Kentsel kalkınma stratejisi önemli bir kavram.
Arkası beslenmeli, içi iyi doldurulmalı.
***
Evet, önümüzde cevap bekleyen hayati birkaç soru var.
***
Şehrin ekonomik önceliklerini kim ve nasıl tespit ediyor, planlıyor?
***
Merkezi idarenin yerel bürokratik teşkilatları, kendi hizmet alanlarıyla ilgili etüt ve projelendirme işlemlerinde öncelikleri neye göre tespit ediyor?
***
Özel idare ve belediyeler hizmet önceliklerini nasıl belirliyorlar ve bunda ne kadar isabetli davranıyorlar?
***
Kent içindeki yatırımlarda öncelik ve yatırımın çeşidi nasıl belirleniyor? Bu alanda yapılacak isabetsiz tercihlerin doğuracağı maddi kayıpların siyasi sonuç dışında bir yaptırımı var mı?
***
Esasa ilişkin bu meselelere neşter vurmadan; yeddi evliya kuvvetinde seçilmiş ve atanmışları şehrin başına getirseniz nafile…
Şunu derseniz, itiraz etmem: Ama bu meselelere neşter vuracak olanlar da zaten onlar değil mi?
***
Hedef belirleme meselesi öncelikli ve mühim.
ENER olarak bu konudaki önerilerimizin çok isabetli, uygulanabilir ve sürdürülebilir olduğunun altını bir daha çizeyim.
“İleri teknoloji destekli hayvancılığa yönelelim, şehre acilen hayvancılık sanayi bölgesi kurulsun, Erzurum Ortadoğu’nun, Balkanların, Avrasya’nın Hollanda’sı olsun…” Demiştik de bazı devletlûlar tebessümle karşılamıştı…

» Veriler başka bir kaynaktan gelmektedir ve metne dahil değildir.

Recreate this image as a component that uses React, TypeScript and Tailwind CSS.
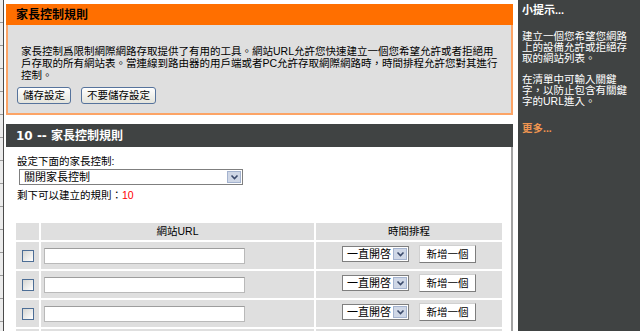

“Erzurum Ülkenin bilişim vadisi olabilir” demiştik de…
“Daha da neler” diyenler çıkmıştı.
***
Geçen gün bir gazetede okudum.
Doğu Karadeniz Kalkınma Ajansı (DOKA), dünyada tek çeşit ürüne yönelik gıda vadisi kurma çalışmaları kapsamında ilk etapta 5,5 milyon euro harcayarak Ordu'da 34 işletmenin üretim yapabileceği, Ar-Ge çalışmalarının yürütüleceği çikolata vadisi oluşturacakmış.
Dünyanın ilk 'çikolata vadisi' Ordu'da kurulacakmış.
Hayırlı olsun…
Demek ki neymiş.
Önce hedefler belirlenecek,
Sonra azimle, kararlılıkla yürünecek.
***
Ordu örneğini okuyunca aklıma geldi.
Merkezi planlamaya, ciddi yerel katkı sağlamak; yerel kalkınma önceliklerini dirayetle tespit etmek için oluşturulan “Kalkınma Ajansları” yurt çapında harıl harıl çalışıyor.
Bizim Ajansın da yararlı çalışmalar yaptığı inancındayım.
Bizim ajansa sorulsa : “Erzurum’un lokomotif kalkınma sektörü nedir?”
Cevabını merak ediyorum, çok da önemsiyorum!